YAŞ DENEN ŞEYE İNANMIYORUM
- Oyunculukta yaş önemli mi sizce? Pek çok başarılı, güzel, kendini oyunculuk kariyerinde ilerletmiş ama 30 yaşın üzerinde olan birçok sanatçının yaşı önüne engel olarak sunulabiliyor. Oyunculuk dünyası bazen acımasız mı oluyor?
- İçinizde o cevher varsa, o istek, kaç yaşında olursanız olun başarı sizi gelip bulur. Yeter ki mücadeleyi bırakmayın. Başkalarının hayatını değil, kendi hayallerini ufkuna koyan insan her türlü engeli aşıp başarıya ve mutluluğa ulaşır. Yaş denen şeye inanmıyorum ben, ömrünüzden geçen günler size engel olmamalı aksine ne kadar kaldığını bilmediğiniz için sizi bir kamçı gibi dürterek dörtnala çıkarmalı.

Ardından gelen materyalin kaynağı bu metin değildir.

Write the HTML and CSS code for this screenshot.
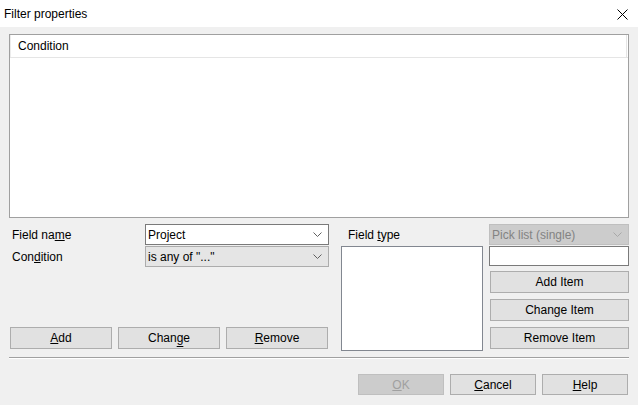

MÜZİK DUYGULARIMI HAREKETE GEÇİRİYOR
- Bir röportajınızda size bir sonraki oyuncuya ne sormak istersiniz diye sormuşlar. Sizin sorduğunuz soruyu şimdi ben size sormak istiyorum: Oyunculuk adına bir metot geliştireceksin diyelim, bu metodun adı ve esasları ne olur?
- Aaa! Bununla karşılaşmak beni mutlu etti. Güzel, zor soru sormuşum. Aslında hem sahnede hem ekran önünde hep içgüdüsel çalışan bir oyuncu oldum, herhangi bir metot uyguladım diyemem. Duygularımı harekete geçiren şey müziktir benim. Kitap okurken, spor yaparken, mutfakta ya da yolda müzik benim için büyük bir uyarıcıdır. Bir metot geliştirmem gerekseydi bu mutlaka çeşitli türlerde müziğin duyguları nasıl yönlendirdiğiyle alakalı olurdu. Adını da "acting melody" koyardım, nasıl ama.